Sunday, September 07, 2008

Stephen, we hardly know you … and likely never will.

On Sunday morning I watched as the current prime minister of Canada held a televised press conference in Québec city and wondered out loud: Who is this? Absent was the familiarly churlish, arrogant, sneering, hostile, contemptuous man that many Canadians knew from past scrums with reporters. So who, or what was this incarnation of Stephen Harper taking questions from the judiciously assembled media?

Soft-spoken, smiling, polite, charming and almost shy as he gazed away and back to the camera, this seemingly diffident version of Stephen Harper was a performance designed to disarm the eager, possibly aggressive probes from the press corps and to capture the hearts of women watching.

The Conservatives know, from polling results, that their leader has a “female” problem. The majority of Canadian women do not trust Harper to defend their rights. To redress this situation, a cleverly crafted persona was created: a gentle and even sweet Stephen.

This was the Harper on display Sunday morning.

I found his performance riveting. Like most Canadian women, I have experienced in the course of my lifetime at least one intimate relationship that was abusive and based on power imbalance. It matters little who that particular individual was: parent, teacher, friend, coach, lover, boss or spouse.

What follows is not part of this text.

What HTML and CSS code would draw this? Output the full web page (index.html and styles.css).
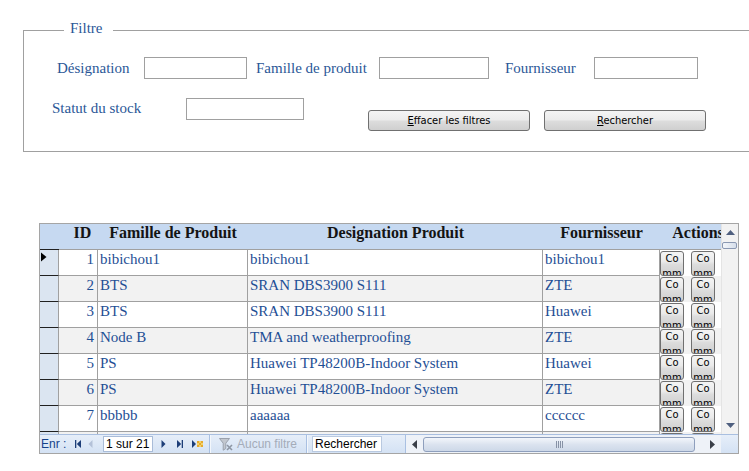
FILE: index.html
```html
<!DOCTYPE html>
<html lang="fr">
<head>
<meta charset="utf-8">
<title>Stock</title>
<link rel="stylesheet" href="styles.css">
</head>
<body>
<div class="filtre">
  <span class="legend">Filtre</span>
  <div class="frow frow1">
    <label class="lbl l-desig">Désignation</label>
    <input class="fld f-desig" type="text">
    <label class="lbl l-fam">Famille de produit</label>
    <input class="fld f-fam" type="text">
    <label class="lbl l-four">Fournisseur</label>
    <input class="fld f-four" type="text">
  </div>
  <div class="frow frow2">
    <label class="lbl l-stat">Statut du stock</label>
    <input class="fld f-stat" type="text">
    <button class="btn b-eff"><u>E</u>ffacer les filtres</button>
    <button class="btn b-rech"><u>R</u>echercher</button>
  </div>
</div>

<div class="grid">
  <div class="main">
    <div class="rows">
      <div class="hd hsel"></div>
      <div class="hd hid">ID</div>
      <div class="hd">Famille de Produit</div>
      <div class="hd">Designation Produit</div>
      <div class="hd">Fournisseur</div>
      <div class="hd">Actions</div>

      <div class="c sel"><svg class="cur" width="6" height="10" viewBox="0 0 6 10"><path d="M0 0.5 L5.5 5 L0 9.5 Z" fill="#000"/></svg></div>
      <div class="c id">1</div><div class="c txt">bibichou1</div><div class="c txt">bibichou1</div><div class="c txt">bibichou1</div>
      <div class="c act"><button class="mini"><span class="mt">Commande</span></button><button class="mini"><span class="mt">Commande</span></button></div>

      <div class="c sel"></div>
      <div class="c id alt">2</div><div class="c txt alt">BTS</div><div class="c txt alt">SRAN DBS3900 S111</div><div class="c txt alt">ZTE</div>
      <div class="c act alt"><button class="mini"><span class="mt">Commande</span></button><button class="mini"><span class="mt">Commande</span></button></div>

      <div class="c sel"></div>
      <div class="c id">3</div><div class="c txt">BTS</div><div class="c txt">SRAN DBS3900 S111</div><div class="c txt">Huawei</div>
      <div class="c act"><button class="mini"><span class="mt">Commande</span></button><button class="mini"><span class="mt">Commande</span></button></div>

      <div class="c sel"></div>
      <div class="c id alt">4</div><div class="c txt alt">Node B</div><div class="c txt alt">TMA and weatherproofing</div><div class="c txt alt">ZTE</div>
      <div class="c act alt"><button class="mini"><span class="mt">Commande</span></button><button class="mini"><span class="mt">Commande</span></button></div>

      <div class="c sel"></div>
      <div class="c id">5</div><div class="c txt">PS</div><div class="c txt">Huawei TP48200B-Indoor System</div><div class="c txt">Huawei</div>
      <div class="c act"><button class="mini"><span class="mt">Commande</span></button><button class="mini"><span class="mt">Commande</span></button></div>

      <div class="c sel"></div>
      <div class="c id alt">6</div><div class="c txt alt">PS</div><div class="c txt alt">Huawei TP48200B-Indoor System</div><div class="c txt alt">ZTE</div>
      <div class="c act alt"><button class="mini"><span class="mt">Commande</span></button><button class="mini"><span class="mt">Commande</span></button></div>

      <div class="c sel"></div>
      <div class="c id">7</div><div class="c txt">bbbbb</div><div class="c txt">aaaaaa</div><div class="c txt">cccccc</div>
      <div class="c act"><button class="mini"><span class="mt">Commande</span></button><button class="mini"><span class="mt">Commande</span></button></div>

      <div class="c sel"></div>
      <div class="c id alt">8</div><div class="c txt alt"></div><div class="c txt alt"></div><div class="c txt alt"></div>
      <div class="c act alt"><button class="mini"><span class="mt">Commande</span></button><button class="mini"><span class="mt">Commande</span></button></div>
    </div>
  </div>

  <div class="vscroll">
    <div class="sarrow"><svg width="9" height="5" viewBox="0 0 9 5"><path d="M0 5 L4.5 0 L9 5 Z" fill="#4f5f7f"/></svg></div>
    <div class="vthumb"></div>
    <div class="vspace"></div>
    <div class="sarrow"><svg width="9" height="5" viewBox="0 0 9 5"><path d="M0 0 L9 0 L4.5 5 Z" fill="#4f5f7f"/></svg></div>
  </div>

  <div class="nav">
    <span class="enr">Enr&nbsp;:</span>
    <span class="nb nb-first"><svg width="6" height="8" viewBox="0 0 6 8"><rect x="0" y="0" width="1.3" height="8" fill="#1d3e78"/><path d="M6 0 L1.8 4 L6 8 Z" fill="#1d3e78"/></svg></span>
    <span class="nb nb-prev"><svg width="5" height="8" viewBox="0 0 5 8"><path d="M4.5 0 L0.5 4 L4.5 8 Z" fill="#b3c1d8"/></svg></span>
    <span class="recbox">1 sur 21</span>
    <span class="nb nb-next"><svg width="5" height="8" viewBox="0 0 5 8"><path d="M0.5 0 L4.5 4 L0.5 8 Z" fill="#1d3e78"/></svg></span>
    <span class="nb nb-last"><svg width="6" height="8" viewBox="0 0 6 8"><path d="M0 0 L4.2 4 L0 8 Z" fill="#1d3e78"/><rect x="4.7" y="0" width="1.3" height="8" fill="#1d3e78"/></svg></span>
    <span class="nb nb-new"><svg width="11" height="8" viewBox="0 0 11 8"><path d="M0 0 L4 4 L0 8 Z" fill="#1d3e78"/><rect x="5" y="1" width="6" height="6" fill="#f2d36a"/><rect x="5" y="1" width="2" height="2" fill="#e6a92e"/><rect x="9" y="1" width="2" height="2" fill="#e6a92e"/><rect x="7" y="3" width="2" height="2" fill="#e6a92e"/><rect x="5" y="5" width="2" height="2" fill="#e6a92e"/><rect x="9" y="5" width="2" height="2" fill="#e6a92e"/></svg></span>
    <span class="sep"></span>
    <span class="filt"><svg width="14" height="13" viewBox="0 0 14 13"><path d="M0.5 0.5 H10.5 L6.8 5.2 V10.5 L4.2 12.2 V5.2 Z" fill="#c2c7cf" stroke="#9aa1ad" stroke-width="1"/><path d="M8 7 L13 12 M13 7 L8 12" stroke="#8d96a4" stroke-width="1.6"/></svg></span>
    <span class="nofilt">Aucun filtre</span>
    <span class="sep"></span>
    <span class="search">Rechercher</span>
    <span class="sep sep3"></span>
    <div class="hscroll">
      <span class="harrow"><svg width="5" height="9" viewBox="0 0 5 9"><path d="M5 0 L0 4.5 L5 9 Z" fill="#3a3f48"/></svg></span>
      <span class="hthumb"><span class="grip"></span></span>
      <span class="hspace"></span>
      <span class="harrow"><svg width="5" height="9" viewBox="0 0 5 9"><path d="M0 0 L5 4.5 L0 9 Z" fill="#3a3f48"/></svg></span>
      <span class="corner"></span>
    </div>
  </div>
</div>
</body>
</html>
```

FILE: styles.css
```css
html, body {
  margin: 0;
  padding: 0;
  background: #ffffff;
}
body {
  width: 749px;
  height: 471px;
  overflow: hidden;
  font-family: "Liberation Serif", "Times New Roman", serif;
}

/* ---------- filter frame ---------- */
.filtre {
  position: relative;
  margin: 30px 0 0 23px;
  height: 120px;
  border: 1px solid #a0a0a0;
  border-right: none;
}
.legend {
  position: absolute;
  top: -12px;
  left: 40px;
  padding: 0 10px 0 6px;
  background: #ffffff;
  color: #2b5797;
  font-size: 15px;
  line-height: 18px;
}
.frow {
  display: flex;
}
.frow1 {
  padding-top: 26px;
  align-items: center;
  height: 22px;
}
.frow2 {
  margin-top: 19px;
  align-items: flex-start;
}
.lbl {
  flex-shrink: 0;
  color: #2b5797;
  font-size: 15px;
  line-height: 21px;
  white-space: nowrap;
}
.fld {
  flex-shrink: 0;
  box-sizing: border-box;
  height: 22px;
  margin: 0;
  padding: 0 2px;
  border: 1px solid #a0a0a0;
  background: #ffffff;
}
.l-desig { margin-left: 33px; width: 87px; }
.f-desig { width: 103px; }
.l-fam { margin-left: 9px; width: 123px; }
.f-fam { width: 110px; }
.l-four { margin-left: 16px; width: 89px; }
.f-four { width: 104px; }
.l-stat { margin-left: 28px; width: 134px; }
.f-stat { width: 118px; }

.btn {
  flex-shrink: 0;
  box-sizing: border-box;
  width: 162px;
  height: 21px;
  margin-top: 12px;
  padding: 0;
  border: 1px solid #707070;
  border-radius: 3px;
  background: linear-gradient(#f4f4f4 0%, #ebebeb 48%, #dddddd 52%, #cfcfcf 100%);
  color: #000000;
  font-family: "DejaVu Sans Condensed", "Liberation Sans", sans-serif;
  font-size: 11px;
  line-height: 19px;
  text-align: center;
}
.btn u { text-decoration: underline; }
.b-eff { margin-left: 64px; }
.b-rech { margin-left: 14px; }

/* ---------- datasheet ---------- */
.grid {
  margin: 71px 0 0 39px;
  width: 700px;
  box-sizing: border-box;
  border: 1px solid #a5a5a5;
  display: grid;
  grid-template-columns: 681px 17px;
  grid-template-rows: 210px 19px;
}
.main {
  overflow: hidden;
}
.rows {
  display: grid;
  grid-template-columns: 19px 39px 150px 295px 117px 76px;
  grid-auto-rows: 26px;
  width: 696px;
}
.hd {
  box-sizing: border-box;
  background: #c6d9f1;
  border-bottom: 1px solid #a0a0a0;
  color: #141414;
  font-weight: bold;
  font-size: 16px;
  line-height: 18px;
  text-align: center;
  white-space: nowrap;
  overflow: hidden;
}
.hsel { border-bottom-color: #202020; }
.hid { padding-left: 8px; }

.c {
  box-sizing: border-box;
  background: #ffffff;
  color: #1f4f95;
  font-size: 15px;
  line-height: 17px;
  white-space: nowrap;
  overflow: hidden;
}
.c.alt { background: #f2f2f2; }
.sel {
  background: #dbe5f1;
  border-right: 1px solid #a0a0a0;
  border-bottom: 1px solid #202020;
}
.cur {
  display: block;
  margin: 2px 0 0 1px;
}
.id {
  text-align: right;
  padding: 1px 3px 0 0;
  border-right: 1px solid #a0a0a0;
  border-bottom: 1px solid #a0a0a0;
}
.txt {
  padding: 1px 0 0 2px;
  border-right: 1px solid #a0a0a0;
  border-bottom: 1px solid #a0a0a0;
}
.act {
  display: flex;
  gap: 7px;
  padding-top: 1px;
}
.mini {
  flex-shrink: 0;
  box-sizing: border-box;
  width: 24px;
  height: 25px;
  margin: 0;
  padding: 0 1px;
  border: 1px solid #707070;
  border-radius: 3px;
  background: linear-gradient(#f4f4f4 0%, #ebebeb 40%, #dcdcdc 55%, #cfcfcf 100%);
  color: #000000;
  font-family: "DejaVu Sans Condensed", "Liberation Sans", sans-serif;
  font-size: 11px;
  text-align: center;
  overflow: hidden;
  display: flex;
  flex-direction: column;
  justify-content: flex-start;
  align-items: stretch;
}
.mt {
  display: block;
  margin-top: -1px;
  line-height: 15px;
  word-break: break-all;
  white-space: normal;
}

/* vertical scrollbar */
.vscroll {
  display: flex;
  flex-direction: column;
  background: #f2f2f2;
  border-left: 1px solid #e4e4e4;
  box-sizing: border-box;
}
.sarrow {
  height: 17px;
  display: flex;
  align-items: center;
  justify-content: center;
  flex-shrink: 0;
}
.vthumb {
  flex-shrink: 0;
  height: 7px;
  margin: 1px 1px 0 0;
  box-sizing: border-box;
  border: 1px solid #8a98b2;
  border-radius: 2px;
  background: linear-gradient(to right, #f3f6fa, #d6deea);
}
.vspace { flex: 1; }

/* navigation bar */
.nav {
  grid-column: 1 / -1;
  display: flex;
  align-items: center;
  box-sizing: border-box;
  border-top: 1px solid #a9bfe0;
  background: linear-gradient(#e6eef9, #d4e2f4);
  font-family: "Liberation Sans", Arial, sans-serif;
  font-size: 12px;
  padding-left: 1px;
}
.enr {
  flex-shrink: 0;
  width: 34px;
  color: #15428b;
}
.nb {
  flex-shrink: 0;
  display: flex;
  align-items: center;
  height: 18px;
}
.nb-first { width: 13px; }
.nb-prev { width: 15px; }
.nb-next { width: 16px; margin-left: 8px; }
.nb-last { width: 15px; }
.nb-new { width: 17px; }
.nb svg { display: block; }
.recbox {
  flex-shrink: 0;
  box-sizing: border-box;
  width: 50px;
  height: 16px;
  padding-left: 2px;
  border: 1px solid #a9bcd8;
  background: #ffffff;
  color: #000000;
  line-height: 14px;
}
.sep {
  flex-shrink: 0;
  width: 1px;
  height: 18px;
  background: #a9c0e2;
  box-shadow: 1px 0 0 #f3f7fc;
}
.filt {
  flex-shrink: 0;
  width: 18px;
  margin-left: 9px;
  display: flex;
  align-items: center;
}
.filt svg { display: block; }
.nofilt {
  flex-shrink: 0;
  width: 69px;
  color: #a4acb9;
}
.search {
  flex-shrink: 0;
  box-sizing: border-box;
  width: 70px;
  height: 16px;
  margin-left: 5px;
  padding-left: 2px;
  border: 1px solid #b9c9e0;
  background: #ffffff;
  color: #000000;
  line-height: 14px;
}
.sep3 { margin-left: 23px; }
.hscroll {
  flex: 1;
  display: flex;
  align-items: center;
  height: 18px;
  background: #eef2f8;
}
.harrow {
  flex-shrink: 0;
  width: 17px;
  display: flex;
  align-items: center;
  justify-content: center;
}
.harrow svg { display: block; }
.hthumb {
  flex-shrink: 0;
  box-sizing: border-box;
  width: 272px;
  height: 15px;
  border: 1px solid #8e9fbd;
  border-radius: 3px;
  background: linear-gradient(#f3f6fb, #dbe3ef 50%, #cdd8e8);
  display: flex;
  align-items: center;
  justify-content: center;
}
.grip {
  width: 7px;
  height: 7px;
  background: repeating-linear-gradient(to right, #8792a6 0 1px, transparent 1px 2px);
}
.hspace {
  flex-shrink: 0;
  width: 9px;
}
.corner {
  flex: 1;
  align-self: stretch;
  background: linear-gradient(#e6eef9, #d4e2f4);
}
```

It is the habitual pattern of behaviour that is significant: an ingratiating phase followed by angry, authoritarian actions that are intended to control. Faced with the loss of a relationship (or control over someone) a bully has to resort to a display of tenderness (recriminations, tears, pleading, cajoling, and charm) to seduce the target of his attentions, to convince her that he deserves a second chance.

Since I’ve never let Stevie even get within view of first base with me, his display was intellectually fascinating but did not strike any of the emotional notes that it was meant to do.

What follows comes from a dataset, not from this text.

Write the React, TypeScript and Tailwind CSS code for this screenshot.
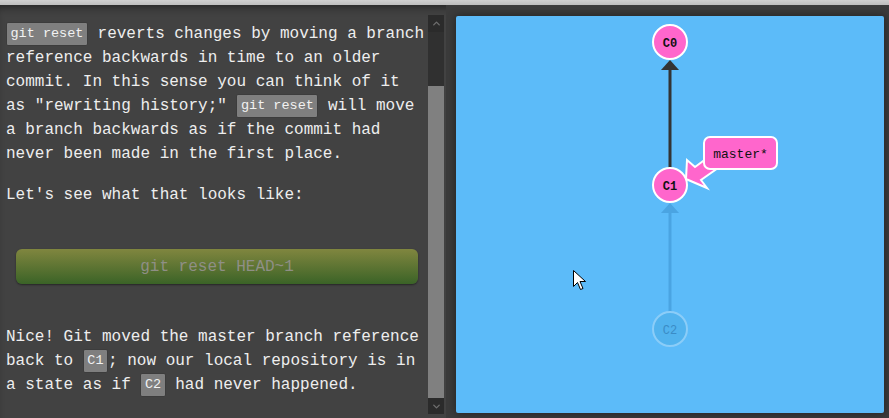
import * as React from 'react'
import { ChevronUp, ChevronDown } from 'lucide-react'

const mono = { fontFamily: '"Liberation Mono", "Courier New", monospace' }

function Chip({ children }: { children: React.ReactNode }) {
  return (
    <span className="inline-block h-[24px] px-[3.5px] align-top border border-[#3c3c3c] rounded-[2px] bg-[#7f7f7f] text-[13.5px] leading-[22px] text-[#f2f2f2]">
      {children}
    </span>
  )
}

function Scrollbar() {
  return (
    <div className="w-[16px] h-[399px] flex flex-col bg-[#303030]">
      <div className="h-[17px] flex items-center justify-center bg-[#2b2b2b]">
        <ChevronUp className="w-[11px] h-[11px] text-[#6e6e6e]" strokeWidth={3} />
      </div>
      <div className="h-[54px]" />
      <div className="h-[312px] bg-[#808080]" />
      <div className="h-[16px] flex items-center justify-center bg-[#2b2b2b]">
        <ChevronDown className="w-[11px] h-[11px] text-[#6e6e6e]" strokeWidth={3} />
      </div>
    </div>
  )
}

function GitCanvas() {
  return (
    <div className="relative w-full h-full bg-[#5cbbf9] rounded-[2px] shadow-[0_0_8px_rgba(0,0,0,0.45)]">
      <svg className="absolute inset-0" width="428" height="397" viewBox="0 0 428 397">
        {/* C1 -> C0 */}
        <line x1="214" y1="152" x2="214" y2="53" stroke="#333" strokeWidth="3" />
        <polygon points="214,44 205,54 223,54" fill="#333" />
        {/* C2 -> C1 (faded) */}
        <line x1="214" y1="296" x2="214" y2="196" stroke="#4aa4e2" strokeWidth="3" />
        <polygon points="214,187 205,197 223,197" fill="#4aa4e2" />

        <circle cx="214" cy="26" r="17" fill="#ff66cc" stroke="#fff" strokeWidth="2" />
        <text x="214" y="30.5" textAnchor="middle" fontSize="12" fontWeight="bold" fill="#111" style={mono}>C0</text>

        <circle cx="214" cy="169" r="17" fill="#ff66cc" stroke="#fff" strokeWidth="2" />
        <text x="214" y="173.5" textAnchor="middle" fontSize="12" fontWeight="bold" fill="#111" style={mono}>C1</text>

        <circle cx="214" cy="313" r="17" fill="#52b3ee" stroke="#8bcdf8" strokeWidth="2" />
        <text x="214" y="317.5" textAnchor="middle" fontSize="12" fill="#3a8cc6" style={mono}>C2</text>

        {/* master* branch */}
        <polygon
          points="230,163 231,144 239,151 254,140 262,152 245,164 251,172"
          fill="#ff66cc"
          stroke="#fff"
          strokeWidth="2"
          strokeLinejoin="miter"
        />
        <rect x="248" y="121" width="73" height="32" rx="6" fill="#ff66cc" stroke="#fff" strokeWidth="2" />
        <text x="284.5" y="141.5" textAnchor="middle" fontSize="13" fill="#111" style={mono}>master*</text>

        {/* mouse pointer */}
        <path
          d="M117.5 254.5 L117.5 270.5 L121.5 266.5 L124.5 273.5 L127 272.5 L124 265.5 L129.5 265.5 Z"
          fill="#fff"
          stroke="#000"
          strokeWidth="1"
        />
      </svg>
    </div>
  )
}

export default function App() {
  return (
    <div className="w-[889px] h-[418px] flex flex-col overflow-hidden bg-[#424242]">
      <div className="h-[5px] bg-gradient-to-b from-[#cfcfcf] to-[#bdbdbd]" />
      <div className="flex-1 flex shadow-[inset_0_7px_8px_-5px_rgba(0,0,0,0.5)]">
        <div className="w-[446px] pt-[10px] flex items-start">
          <div className="w-[428px] h-[399px] overflow-hidden pl-[6px] pt-[7px] text-[16px] leading-[24px] text-[#eeeeee]" style={mono}>
            <p className="mb-[17px]">
              <Chip>git reset</Chip> reverts changes by moving a branch reference backwards in time to an older commit. In this sense you can think of it as "rewriting history;" <Chip>git reset</Chip> will move a branch backwards as if the commit had never been made in the first place.
            </p>
            <p>Let's see what that looks like:</p>
            <div className="mt-[42px] mb-[41px] mx-[10px] h-[35px] rounded-[6px] bg-gradient-to-b from-[#80863f] to-[#3a6327] shadow-[0_1px_2px_rgba(0,0,0,0.45)] flex items-center justify-center text-[#8f8f86]">
              git reset HEAD~1
            </div>
            <p>
              Nice! Git moved the master branch reference back to <Chip>C1</Chip>; now our local repository is in a state as if <Chip>C2</Chip> had never happened.
            </p>
          </div>
          <Scrollbar />
        </div>
        <div className="flex-1 pl-[10px] pt-[11px] pr-[5px] pb-[5px] bg-[#3b3b3b]">
          <GitCanvas />
        </div>
      </div>
    </div>
  )
}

As for the men who were watching, there was nothing in Harper’s demeanour that shrieked out ‘girly man’ or weakness. In fact, if any of the guys caught on to his little charade, they probably chuckled to themselves, in solidarity and self-recognition. It likely reminded them of the time their mom caught them downloading porn from the internet or the moment their wife accidentally opened the envelope with the $300 fine reminder for a speeding ticket and the subsequent grovelling they had to do to set things right.

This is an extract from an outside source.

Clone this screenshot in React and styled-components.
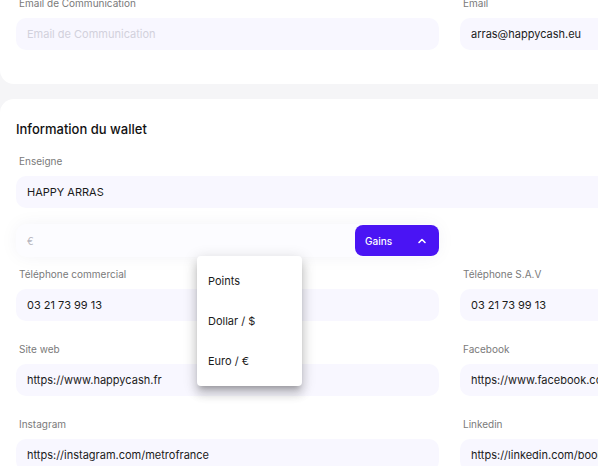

Surely it’s no secret the CPC had extensive, in-depth surveys done to establish how to spin the announcement of an election that, based upon legislation presented and passed by their New™ government, should have been held in 2010. Focus groups results likely determined that the unfavourable ‘gender gap’ factor vis-à-vis their leader could best be overcome by getting Stephen to wear a different face.

And what a stunning performance piece that was. One does wonder what emotional trigger Harper accessed to provide such a convincing act. Raindrops on roses? Whiskers on kittens? Whoever coached him has a brilliant future in Hollywood.

However it should be interesting to see whether the polls conducted by the Cons immediately after Harper’s performance demonstrated that this display was successful in soothing the concerns of Canadian women. I found Stephen Harper’s act amusing yet ultimately, alarming.

Whatever is concealed inside that blue paper package tied up in string, remain wary and vigilant.